When reviewing an installment of a long-running franchise like this, a writer is always aiming for two different audiences. To the newcomers, Wilds could, indeed, be the fabled “One that gets you into Monster Hunter“: Its slick presentation and smooth fights get rid of many of the franchise’s more eyeroll-inducing choices, and the lack of those important frictions will be harder to notice. For veterans, it’s a much more complicated package. The game has never looked “better,” but only in a “very expensive” definition of the word. Its opening environments, which are muted and lifeless, eventually give way to more lurid hues, but the aesthetic realism that makes its monsters so fascinating never plays as well when it’s applied to deserts, forests, and caves. (Wilds is, in many ways, a direct sequel to World, so it’s not surprising that the game dropped much of the amazing verticality and freedom to explore that characterized Rise; still, the loss of some of that game’s climbing and maneuvering ideas is sorely missed.)

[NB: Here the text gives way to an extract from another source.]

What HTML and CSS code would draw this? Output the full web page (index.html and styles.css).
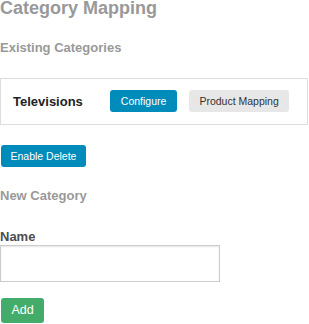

Don’t get me wrong: As a long-time player of the franchise who’s already put 70 hours in for this review, I’m firmly in the grip of the addiction. I’ll be playing this thing for at least another month or two, getting every ounce of meat off its bone as I perfect my weapon sets and maximize my fit. (I’ll leave more in-depth sartorial analysis to the fashionistas, but the armor looks are generally strong, if not as out-there as some of World‘s outfits.) But I can’t help but feel a little dissatisfied at how easily Wilds has set me up for the binge. Many of its changes to long-standing franchise tradition are initially, and genuinely, thrilling: The first two dozen times you land a wound strike, it feels great. But the worst thing I can say about these changes is that, taken as an aggregate, they serve to rob the monsters of some of the glory that the game’s art designers have done such amazing work to re-instill in them: Transforming gorgeous creatures into a rote series of hitboxes and weak points for easy disassembly. The best Monster Hunter games have taken the “hunter” side of that titular equation seriously. Monster Hunter: Wilds, by contrast, is more like an extremely slick action game than a celebration of the hunt. Its storytelling has taken an undeniable step forward, but its play—where this franchise has always lived or died—has lost some of that all-important spirit.